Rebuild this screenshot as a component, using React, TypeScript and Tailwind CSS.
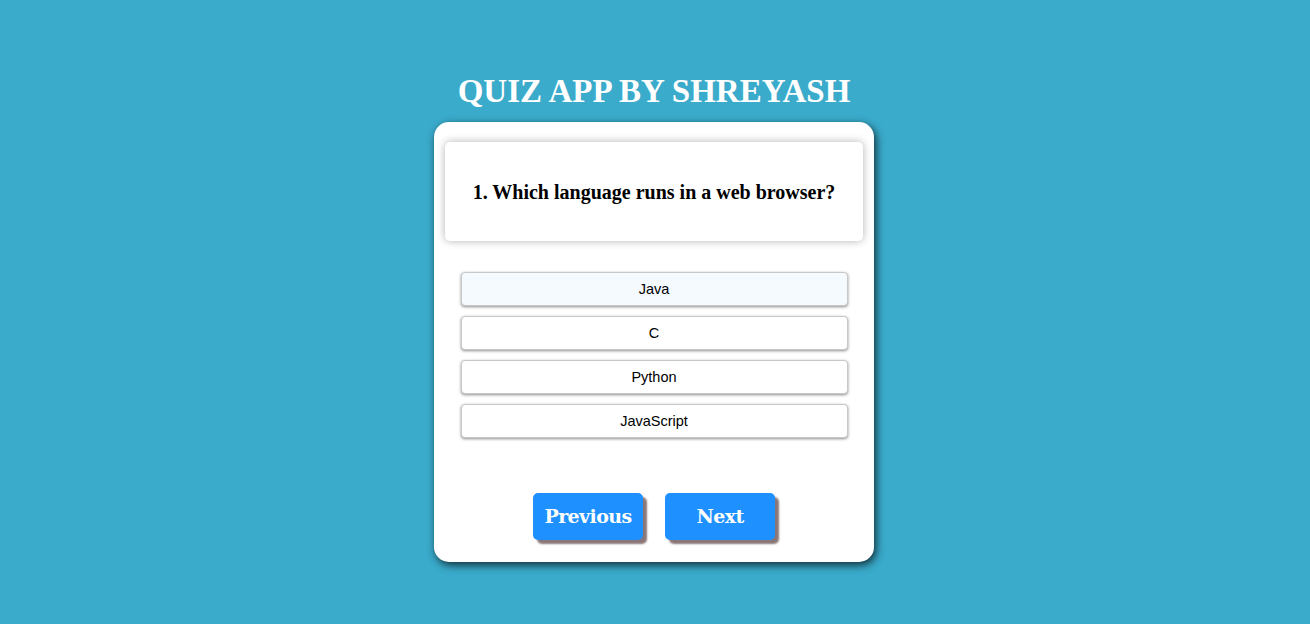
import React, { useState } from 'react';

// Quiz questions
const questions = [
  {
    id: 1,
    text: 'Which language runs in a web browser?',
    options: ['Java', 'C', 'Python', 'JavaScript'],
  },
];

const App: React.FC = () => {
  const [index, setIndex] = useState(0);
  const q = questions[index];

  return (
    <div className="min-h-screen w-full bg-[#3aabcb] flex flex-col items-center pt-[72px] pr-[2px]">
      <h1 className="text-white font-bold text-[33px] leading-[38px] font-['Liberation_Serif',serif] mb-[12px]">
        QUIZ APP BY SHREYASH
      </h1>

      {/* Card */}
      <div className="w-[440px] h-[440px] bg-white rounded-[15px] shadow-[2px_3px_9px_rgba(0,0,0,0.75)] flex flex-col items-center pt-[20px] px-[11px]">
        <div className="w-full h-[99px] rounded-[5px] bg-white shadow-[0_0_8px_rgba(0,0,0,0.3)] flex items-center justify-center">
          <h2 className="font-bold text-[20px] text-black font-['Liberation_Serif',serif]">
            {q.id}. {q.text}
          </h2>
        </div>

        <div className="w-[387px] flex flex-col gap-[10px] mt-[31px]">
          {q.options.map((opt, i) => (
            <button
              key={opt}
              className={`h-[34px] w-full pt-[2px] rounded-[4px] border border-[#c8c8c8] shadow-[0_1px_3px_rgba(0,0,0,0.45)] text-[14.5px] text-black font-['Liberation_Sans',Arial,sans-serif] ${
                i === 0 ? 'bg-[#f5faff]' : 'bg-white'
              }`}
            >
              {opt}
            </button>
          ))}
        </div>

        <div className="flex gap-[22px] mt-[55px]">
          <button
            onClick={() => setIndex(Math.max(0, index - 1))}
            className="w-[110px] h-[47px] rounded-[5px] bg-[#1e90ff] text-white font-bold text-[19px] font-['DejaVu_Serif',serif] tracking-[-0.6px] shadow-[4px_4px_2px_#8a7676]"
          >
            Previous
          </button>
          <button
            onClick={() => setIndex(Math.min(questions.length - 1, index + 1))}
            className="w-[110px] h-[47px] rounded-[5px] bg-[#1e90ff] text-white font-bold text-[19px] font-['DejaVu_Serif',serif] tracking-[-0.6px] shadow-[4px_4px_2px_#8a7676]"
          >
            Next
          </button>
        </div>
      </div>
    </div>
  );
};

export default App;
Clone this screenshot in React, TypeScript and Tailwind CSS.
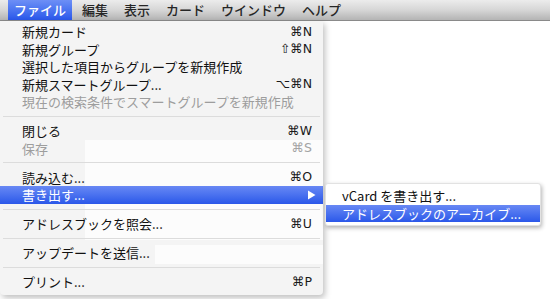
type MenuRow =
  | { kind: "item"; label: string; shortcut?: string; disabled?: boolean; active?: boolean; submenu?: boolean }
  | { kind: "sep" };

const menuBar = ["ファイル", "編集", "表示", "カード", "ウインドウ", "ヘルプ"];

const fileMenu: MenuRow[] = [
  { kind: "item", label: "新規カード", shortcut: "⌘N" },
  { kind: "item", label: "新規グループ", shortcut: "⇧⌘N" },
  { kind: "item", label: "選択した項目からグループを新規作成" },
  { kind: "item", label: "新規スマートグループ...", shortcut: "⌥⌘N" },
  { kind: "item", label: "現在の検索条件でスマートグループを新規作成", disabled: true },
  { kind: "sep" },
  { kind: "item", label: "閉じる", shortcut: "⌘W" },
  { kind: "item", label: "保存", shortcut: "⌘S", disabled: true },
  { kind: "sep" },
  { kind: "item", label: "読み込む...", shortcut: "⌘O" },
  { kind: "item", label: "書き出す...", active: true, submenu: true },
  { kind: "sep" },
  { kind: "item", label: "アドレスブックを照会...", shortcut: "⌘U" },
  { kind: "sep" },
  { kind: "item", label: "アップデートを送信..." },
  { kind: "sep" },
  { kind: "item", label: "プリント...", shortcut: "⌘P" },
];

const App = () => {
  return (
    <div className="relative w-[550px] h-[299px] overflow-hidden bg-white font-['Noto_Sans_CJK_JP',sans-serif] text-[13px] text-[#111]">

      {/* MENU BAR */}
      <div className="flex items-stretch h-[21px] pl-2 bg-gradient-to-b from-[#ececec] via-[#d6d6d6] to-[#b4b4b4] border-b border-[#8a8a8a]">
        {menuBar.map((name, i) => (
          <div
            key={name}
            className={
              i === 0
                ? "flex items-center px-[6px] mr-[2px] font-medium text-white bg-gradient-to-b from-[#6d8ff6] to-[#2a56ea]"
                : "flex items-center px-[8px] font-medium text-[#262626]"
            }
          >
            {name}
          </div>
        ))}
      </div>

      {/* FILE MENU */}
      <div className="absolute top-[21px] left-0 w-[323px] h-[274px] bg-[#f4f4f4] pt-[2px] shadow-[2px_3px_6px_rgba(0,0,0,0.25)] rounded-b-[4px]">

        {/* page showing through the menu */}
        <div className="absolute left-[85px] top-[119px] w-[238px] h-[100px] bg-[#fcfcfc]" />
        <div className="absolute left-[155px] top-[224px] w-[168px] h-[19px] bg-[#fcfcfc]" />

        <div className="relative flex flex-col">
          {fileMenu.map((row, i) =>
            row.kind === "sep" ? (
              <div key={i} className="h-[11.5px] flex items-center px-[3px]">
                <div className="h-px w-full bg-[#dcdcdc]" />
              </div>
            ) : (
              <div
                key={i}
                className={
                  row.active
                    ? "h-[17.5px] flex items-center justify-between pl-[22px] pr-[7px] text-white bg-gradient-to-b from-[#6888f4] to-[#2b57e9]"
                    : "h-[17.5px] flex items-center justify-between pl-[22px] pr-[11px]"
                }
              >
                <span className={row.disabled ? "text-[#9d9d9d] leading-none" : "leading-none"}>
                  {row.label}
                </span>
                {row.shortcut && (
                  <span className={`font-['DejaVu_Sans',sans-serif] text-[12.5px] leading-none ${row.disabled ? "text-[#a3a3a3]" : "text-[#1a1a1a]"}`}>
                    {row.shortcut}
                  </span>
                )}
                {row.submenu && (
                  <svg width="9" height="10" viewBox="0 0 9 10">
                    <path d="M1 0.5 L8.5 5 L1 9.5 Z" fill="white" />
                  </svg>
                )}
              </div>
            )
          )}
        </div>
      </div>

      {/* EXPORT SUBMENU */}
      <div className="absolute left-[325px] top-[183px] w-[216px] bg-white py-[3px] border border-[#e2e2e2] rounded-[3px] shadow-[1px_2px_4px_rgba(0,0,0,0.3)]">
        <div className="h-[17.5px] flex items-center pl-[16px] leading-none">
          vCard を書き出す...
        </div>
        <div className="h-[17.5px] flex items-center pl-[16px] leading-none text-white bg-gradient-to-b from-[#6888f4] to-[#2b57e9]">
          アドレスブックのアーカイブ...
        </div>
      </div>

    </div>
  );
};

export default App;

Your instructions: Reproduce the listing above exactly, excluding all pictures.

Output of the task:
Rebuild this screenshot as a component, using React, TypeScript and Tailwind CSS.
import React, { useState } from 'react';

// Quiz questions
const questions = [
  {
    id: 1,
    text: 'Which language runs in a web browser?',
    options: ['Java', 'C', 'Python', 'JavaScript'],
  },
];

const App: React.FC = () => {
  const [index, setIndex] = useState(0);
  const q = questions[index];

  return (
    <div className="min-h-screen w-full bg-[#3aabcb] flex flex-col items-center pt-[72px] pr-[2px]">
      <h1 className="text-white font-bold text-[33px] leading-[38px] font-['Liberation_Serif',serif] mb-[12px]">
        QUIZ APP BY SHREYASH
      </h1>

      {/* Card */}
      <div className="w-[440px] h-[440px] bg-white rounded-[15px] shadow-[2px_3px_9px_rgba(0,0,0,0.75)] flex flex-col items-center pt-[20px] px-[11px]">
        <div className="w-full h-[99px] rounded-[5px] bg-white shadow-[0_0_8px_rgba(0,0,0,0.3)] flex items-center justify-center">
          <h2 className="font-bold text-[20px] text-black font-['Liberation_Serif',serif]">
            {q.id}. {q.text}
          </h2>
        </div>

        <div className="w-[387px] flex flex-col gap-[10px] mt-[31px]">
          {q.options.map((opt, i) => (
            <button
              key={opt}
              className={`h-[34px] w-full pt-[2px] rounded-[4px] border border-[#c8c8c8] shadow-[0_1px_3px_rgba(0,0,0,0.45)] text-[14.5px] text-black font-['Liberation_Sans',Arial,sans-serif] ${
                i === 0 ? 'bg-[#f5faff]' : 'bg-white'
              }`}
            >
              {opt}
            </button>
          ))}
        </div>

        <div className="flex gap-[22px] mt-[55px]">
          <button
            onClick={() => setIndex(Math.max(0, index - 1))}
            className="w-[110px] h-[47px] rounded-[5px] bg-[#1e90ff] text-white font-bold text-[19px] font-['DejaVu_Serif',serif] tracking-[-0.6px] shadow-[4px_4px_2px_#8a7676]"
          >
            Previous
          </button>
          <button
            onClick={() => setIndex(Math.min(questions.length - 1, index + 1))}
            className="w-[110px] h-[47px] rounded-[5px] bg-[#1e90ff] text-white font-bold text-[19px] font-['DejaVu_Serif',serif] tracking-[-0.6px] shadow-[4px_4px_2px_#8a7676]"
          >
            Next
          </button>
        </div>
      </div>
    </div>
  );
};

export default App;
Clone this screenshot in React, TypeScript and Tailwind CSS.
type MenuRow =
  | { kind: "item"; label: string; shortcut?: string; disabled?: boolean; active?: boolean; submenu?: boolean }
  | { kind: "sep" };

const menuBar = ["ファイル", "編集", "表示", "カード", "ウインドウ", "ヘルプ"];

const fileMenu: MenuRow[] = [
  { kind: "item", label: "新規カード", shortcut: "⌘N" },
  { kind: "item", label: "新規グループ", shortcut: "⇧⌘N" },
  { kind: "item", label: "選択した項目からグループを新規作成" },
  { kind: "item", label: "新規スマートグループ...", shortcut: "⌥⌘N" },
  { kind: "item", label: "現在の検索条件でスマートグループを新規作成", disabled: true },
  { kind: "sep" },
  { kind: "item", label: "閉じる", shortcut: "⌘W" },
  { kind: "item", label: "保存", shortcut: "⌘S", disabled: true },
  { kind: "sep" },
  { kind: "item", label: "読み込む...", shortcut: "⌘O" },
  { kind: "item", label: "書き出す...", active: true, submenu: true },
  { kind: "sep" },
  { kind: "item", label: "アドレスブックを照会...", shortcut: "⌘U" },
  { kind: "sep" },
  { kind: "item", label: "アップデートを送信..." },
  { kind: "sep" },
  { kind: "item", label: "プリント...", shortcut: "⌘P" },
];

const App = () => {
  return (
    <div className="relative w-[550px] h-[299px] overflow-hidden bg-white font-['Noto_Sans_CJK_JP',sans-serif] text-[13px] text-[#111]">

      {/* MENU BAR */}
      <div className="flex items-stretch h-[21px] pl-2 bg-gradient-to-b from-[#ececec] via-[#d6d6d6] to-[#b4b4b4] border-b border-[#8a8a8a]">
        {menuBar.map((name, i) => (
          <div
            key={name}
            className={
              i === 0
                ? "flex items-center px-[6px] mr-[2px] font-medium text-white bg-gradient-to-b from-[#6d8ff6] to-[#2a56ea]"
                : "flex items-center px-[8px] font-medium text-[#262626]"
            }
          >
            {name}
          </div>
        ))}
      </div>

      {/* FILE MENU */}
      <div className="absolute top-[21px] left-0 w-[323px] h-[274px] bg-[#f4f4f4] pt-[2px] shadow-[2px_3px_6px_rgba(0,0,0,0.25)] rounded-b-[4px]">

        {/* page showing through the menu */}
        <div className="absolute left-[85px] top-[119px] w-[238px] h-[100px] bg-[#fcfcfc]" />
        <div className="absolute left-[155px] top-[224px] w-[168px] h-[19px] bg-[#fcfcfc]" />

        <div className="relative flex flex-col">
          {fileMenu.map((row, i) =>
            row.kind === "sep" ? (
              <div key={i} className="h-[11.5px] flex items-center px-[3px]">
                <div className="h-px w-full bg-[#dcdcdc]" />
              </div>
            ) : (
              <div
                key={i}
                className={
                  row.active
                    ? "h-[17.5px] flex items-center justify-between pl-[22px] pr-[7px] text-white bg-gradient-to-b from-[#6888f4] to-[#2b57e9]"
                    : "h-[17.5px] flex items-center justify-between pl-[22px] pr-[11px]"
                }
              >
                <span className={row.disabled ? "text-[#9d9d9d] leading-none" : "leading-none"}>
                  {row.label}
                </span>
                {row.shortcut && (
                  <span className={`font-['DejaVu_Sans',sans-serif] text-[12.5px] leading-none ${row.disabled ? "text-[#a3a3a3]" : "text-[#1a1a1a]"}`}>
                    {row.shortcut}
                  </span>
                )}
                {row.submenu && (
                  <svg width="9" height="10" viewBox="0 0 9 10">
                    <path d="M1 0.5 L8.5 5 L1 9.5 Z" fill="white" />
                  </svg>
                )}
              </div>
            )
          )}
        </div>
      </div>

      {/* EXPORT SUBMENU */}
      <div className="absolute left-[325px] top-[183px] w-[216px] bg-white py-[3px] border border-[#e2e2e2] rounded-[3px] shadow-[1px_2px_4px_rgba(0,0,0,0.3)]">
        <div className="h-[17.5px] flex items-center pl-[16px] leading-none">
          vCard を書き出す...
        </div>
        <div className="h-[17.5px] flex items-center pl-[16px] leading-none text-white bg-gradient-to-b from-[#6888f4] to-[#2b57e9]">
          アドレスブックのアーカイブ...
        </div>
      </div>

    </div>
  );
};

export default App;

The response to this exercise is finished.